Voilà trois hommes, Lindon, Christophe et Py, qui nous donnent envie d’être encore plus vivants, d’être dignes, de ne pas tricher. Marre, marre, marre des tricheurs. Vive les "fous d’amour" !

Beaucoup de gens me témoignent leur surprise en lisant ce blog. C’est que souvent j’y suis d’une grande impudeur. J’avoue des faiblesses, des chagrins, que d’habitude on garde pour soi. Au fond, j’expie mes fautes. Pour "s’élever" un peu, il faut se délester de notre part de lâcheté, de douleurs, de mesquineries et de mensonges. Au sens "claudélien" du terme, il faut se purifier. Il m’a fallu apprendre à donner sans attendre de retour. Donner pour donner. Pour la beauté du geste. Pour faire le bien. Pour fuir cet égoïsme qui nous tient serrés dans ses mains. Et oui ! l’égoïsme a des mains, noueuses, paysannes, avec des doigts aussi forts qu’une tenaille. J’aime cette idée que l’on se mette à nu. Finie la mascarade du déguisement. Il faut s’exposer pour ce que l’on est. J’aurai d’ailleurs, dans les semaines qui viennent, l’occasion de m’exposer dans le ridicule de ce que j’ai été, de ce que je suis peut-être encore, mais de ce que je n’espère plus être à l’avenir et l’avenir c’est maintenant, donc pas de temps à perdre.

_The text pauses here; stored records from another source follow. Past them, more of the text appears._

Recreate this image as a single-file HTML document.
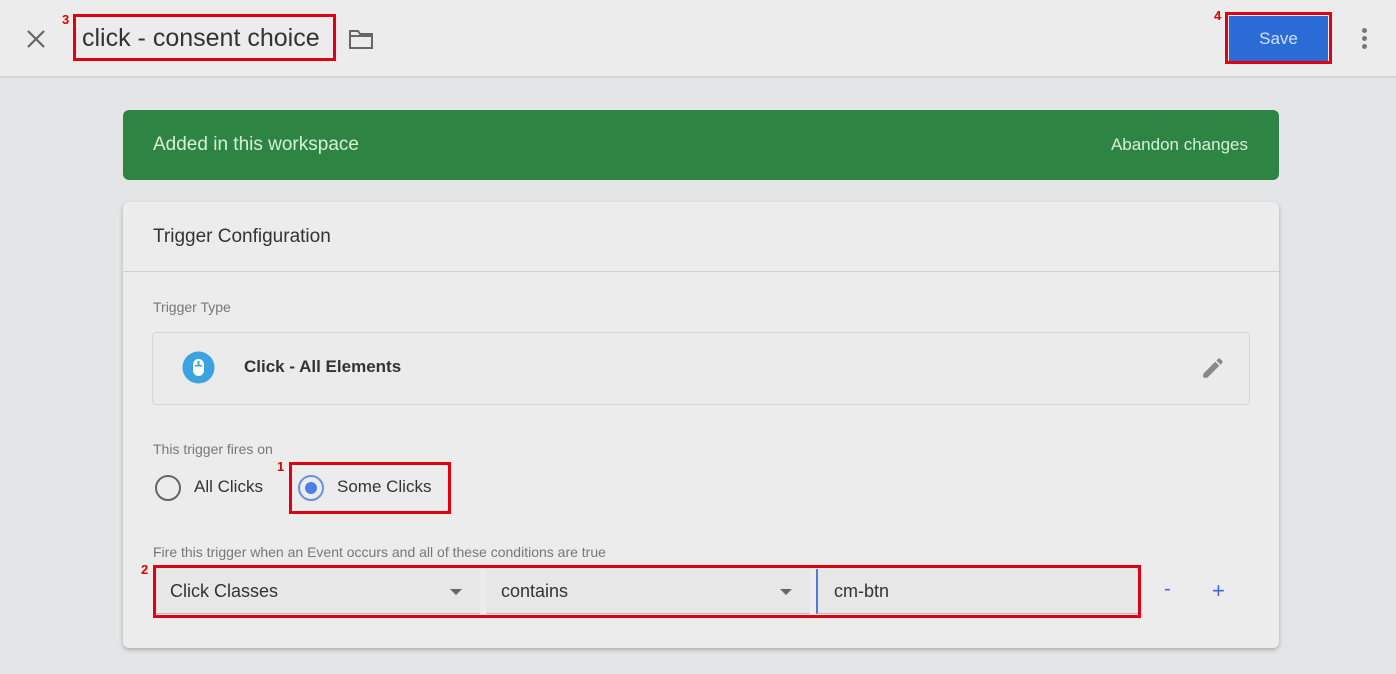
<!DOCTYPE html>
<html><head><meta charset="utf-8"><style>
*{box-sizing:border-box;margin:0;padding:0}
body{width:1396px;height:674px;overflow:hidden;background:#e3e5e6;font-family:"Liberation Sans",sans-serif;position:relative;color:#333}
.top{position:absolute;left:0;top:0;width:1396px;height:78px;background:#ececec;border-bottom:2px solid #d8d8d8}
.abs{position:absolute}
.red{position:absolute;border:3px solid #e00010}
.num{position:absolute;color:#d00;font-weight:bold;font-size:13px}
.green{position:absolute;left:123px;top:110px;width:1156px;height:70px;background:#2e8543;border-radius:6px;color:#d4f0d8;font-size:19px}
.card{position:absolute;left:123px;top:202px;width:1156px;height:446px;background:#ececec;border-radius:6px;box-shadow:0 2px 4px rgba(0,0,0,.25)}
.lbl{color:#777;font-size:14px;position:absolute}
.sel{position:absolute;top:569px;height:45px;background:#e7e7e7;border-bottom:1px solid #bbb;font-size:18px;color:#333;padding:12px 0 0 15px}
.tri{position:absolute;right:18px;top:20px;width:0;height:0;border-left:6px solid transparent;border-right:6px solid transparent;border-top:6px solid #666}
</style></head><body>
<div class="top"></div>
<svg class="abs" style="left:26px;top:29px" width="20" height="20" viewBox="0 0 20 20"><path d="M2 2L18 18M18 2L2 18" stroke="#666" stroke-width="2.2"/></svg>
<div class="abs" style="left:82px;top:24px;font-size:25px;color:#333">click - consent choice</div>
<div class="red" style="left:73px;top:14px;width:263px;height:47px"></div>
<div class="num" style="left:62px;top:12px">3</div>
<svg class="abs" style="left:348px;top:28px" width="26" height="22" viewBox="0 0 26 22"><path d="M2 3H10L12 6H24V20H2Z" fill="none" stroke="#666" stroke-width="2"/><path d="M2 8H24" stroke="#666" stroke-width="2"/></svg>
<div class="abs" style="left:1229px;top:16px;width:99px;height:45px;background:#2b6bd6;color:#cfe0ff;font-size:17px;text-align:center;line-height:45px">Save</div>
<div class="red" style="left:1225px;top:12px;width:107px;height:52px"></div>
<div class="num" style="left:1214px;top:8px">4</div>
<div class="abs" style="left:1362px;top:28px;width:5px;height:5px;border-radius:50%;background:#777;box-shadow:0 8px 0 #777,0 16px 0 #777"></div>

<div class="green"><span class="abs" style="left:30px;top:24px">Added in this workspace</span><span class="abs" style="right:31px;top:25px;font-size:17px">Abandon changes</span></div>

<div class="card">
<div class="abs" style="left:30px;top:24px;font-size:19px;color:#333">Trigger Configuration</div>
<div class="abs" style="left:0;top:69px;width:1156px;height:1px;background:#d2d2d2"></div>
</div>
<div class="lbl" style="left:153px;top:299px">Trigger Type</div>
<div class="abs" style="left:152px;top:332px;width:1098px;height:73px;border:1px solid #d5d5d5;border-radius:4px;background:#ebebeb"></div>
<svg class="abs" style="left:182px;top:351px" width="33" height="33" viewBox="0 0 33 33"><circle cx="16.5" cy="16.5" r="16" fill="#3aa3e0"/><rect x="11" y="8" width="11" height="17" rx="5.5" fill="#fff"/><rect x="15.5" y="10" width="2" height="4" fill="#3aa3e0"/><rect x="13" y="14" width="7" height="1.5" fill="#3aa3e0"/></svg>
<div class="abs" style="left:244px;top:357px;font-size:17px;font-weight:bold;color:#333">Click - All Elements</div>
<svg class="abs" style="left:1200px;top:355px" width="26" height="26" viewBox="0 0 24 24"><path d="M3 17.25V21h3.75L17.81 9.94l-3.75-3.75L3 17.25zM20.71 7.04a1 1 0 000-1.41l-2.34-2.34a1 1 0 00-1.41 0l-1.830 1.83 3.75 3.75 1.83-1.83z" fill="#888"/></svg>

<div class="lbl" style="left:153px;top:441px">This trigger fires on</div>
<div class="abs" style="left:155px;top:475px;width:26px;height:26px;border-radius:50%;border:2px solid #666"></div>
<div class="abs" style="left:194px;top:477px;font-size:17px;color:#333">All Clicks</div>
<div class="abs" style="left:298px;top:475px;width:26px;height:26px;border-radius:50%;border:2px solid #6a8fe0"></div>
<div class="abs" style="left:305px;top:482px;width:12px;height:12px;border-radius:50%;background:#4d7fe6"></div>
<div class="abs" style="left:337px;top:477px;font-size:17px;color:#333">Some Clicks</div>
<div class="red" style="left:289px;top:462px;width:162px;height:52px"></div>
<div class="num" style="left:277px;top:459px">1</div>

<div class="lbl" style="left:153px;top:544px">Fire this trigger when an Event occurs and all of these conditions are true</div>
<div class="sel" style="left:155px;width:325px">Click Classes<div class="tri"></div></div>
<div class="sel" style="left:486px;width:324px">contains<div class="tri"></div></div>
<div class="sel" style="left:816px;width:322px;border-left:2px solid #4a7fd8;padding-left:16px">cm-btn</div>
<div class="red" style="left:153px;top:565px;width:988px;height:53px"></div>
<div class="num" style="left:141px;top:562px">2</div>
<div class="abs" style="left:1164px;top:578px;font-size:20px;color:#3b6dd0">-</div>
<div class="abs" style="left:1212px;top:578px;font-size:22px;color:#3b6dd0">+</div>
</body></html>
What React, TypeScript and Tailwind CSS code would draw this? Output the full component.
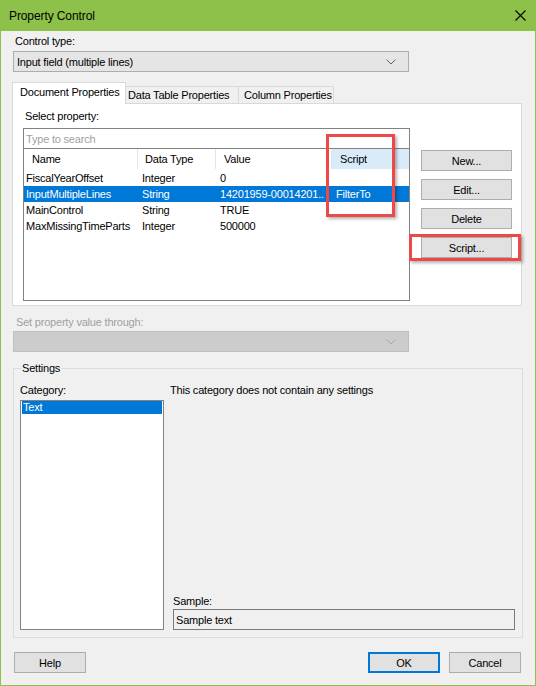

Quelqu’un me dit comme un reproche : « Tu es insaisissable. » Je lui réponds que j’ai tellement de rêves de "beau" que parfois, devant la maigreur des beautés apparues, j’ai des tendances à m’évanouir, et pourquoi ne pas le dire, à pleurer comme un enfant qui réalise qu’il est à l’orphelinat. Son père et sa mère sont morts. Cela dit, la vie est belle. Parce qu’elle exige tout de nous. Surtout l’impossible et contrairement à l’adage, à l’impossible nous sommes tenus.